When I started running with my first learn to run program 3 years ago, I was introduced to the walk/run interval method. In running circles, it’s often referred to as the Jeff Galloway method. There are many reasons to use it, including conservation of resources, quicker recovery and improving overall time. For me, it was a great way to start; I couldn’t run more than a minute at a time in the beginning anyway, so it allowed me to build up a base.
I stuck with the walk/run method throughout the next 2 years, never going past 9 minutes of running before taking my one minute walk break. I found an app that I could set and it would beep a horn when it was time to run and a group of people would sigh when it was time to walk (and they even cheered for me at the very end of the run!)
When I started back to running this year, I went back to what I knew, dialing my running time back to 4 minute intervals, knowing that I had lost a lot of my endurance over the months of inactivity. I found that I was a slave to the timer, regardless of what my body was saying. I was hesitant to set the intervals past 4 minutes, because in my head I didn’t think I could do it. 4 minutes seemed hard, so how could I ever do 5 minutes?

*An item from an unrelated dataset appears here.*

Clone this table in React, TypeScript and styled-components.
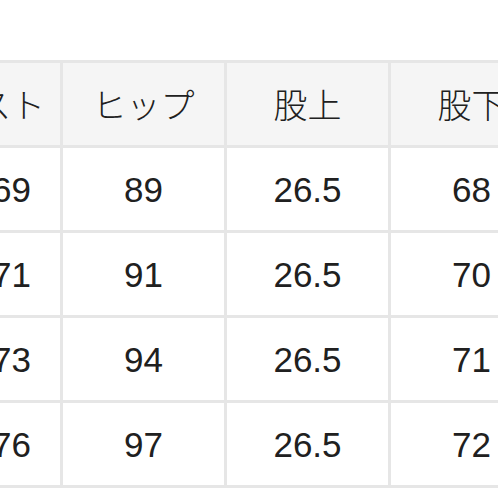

This year’s learn to run program took a very different approach. We weren’t doing group runs or using an interval method. Instead we did drills, learned to listen to our body and understand how individual muscles worked and affected our running. Last week our trainer was unable to make the session, so a small group of us did a 5k run around the neighbourhood. There was some discussion of doing a set walk/run method, but ultimately we decided to simply listen to our bodies – run till we needed to walk, walk till we recovered and then run again. What I found was that I was running a lot longer than 4 minutes. At one point I made it well past the 12 minute mark before I needed to walk, and even then, my walking break wasn’t a full minute long.
That was when I realized that I had become too dependent on the timer and that I needed to make a change.
Last night I headed out for an easy 4.5 k run. I set a timer on my watch so that I could see my overall time, but I didn’t turn on the interval timer. I cranked the tunes and headed out, with the plan to run as much as I could. During the 40 minutes that I ran, I only walked twice – 30 seconds at the 15 minute mark and another 30 seconds at the 30 minute mark. In hindsight, I probably could have easily skipped those 2 walking breaks; they both coincided with finishing a full lap around the park where I was running. I let my head take over and talked myself into needing or deserving a break when I passed the starting point. I bet if I had been doing a straight line course that I would not have walked at all.
Surprisingly my overall pace was exactly the same for this route as when I did it last week with 4 and 1 intervals. The big difference was how I felt. I felt great! I wasn’t as tired or out of breath as I had been last week. My legs also felt better after the run. And just knowing that I could do it, really elevated my mood and how I felt about myself overall.
Going forward I’m going to run without an interval timer. I will listen to my body, knowing that I can push myself farther and harder than I thought I could. And maybe as my overall fitness level improves, so will my pace. But even if it doesn’t, I’m still happy with my running overall.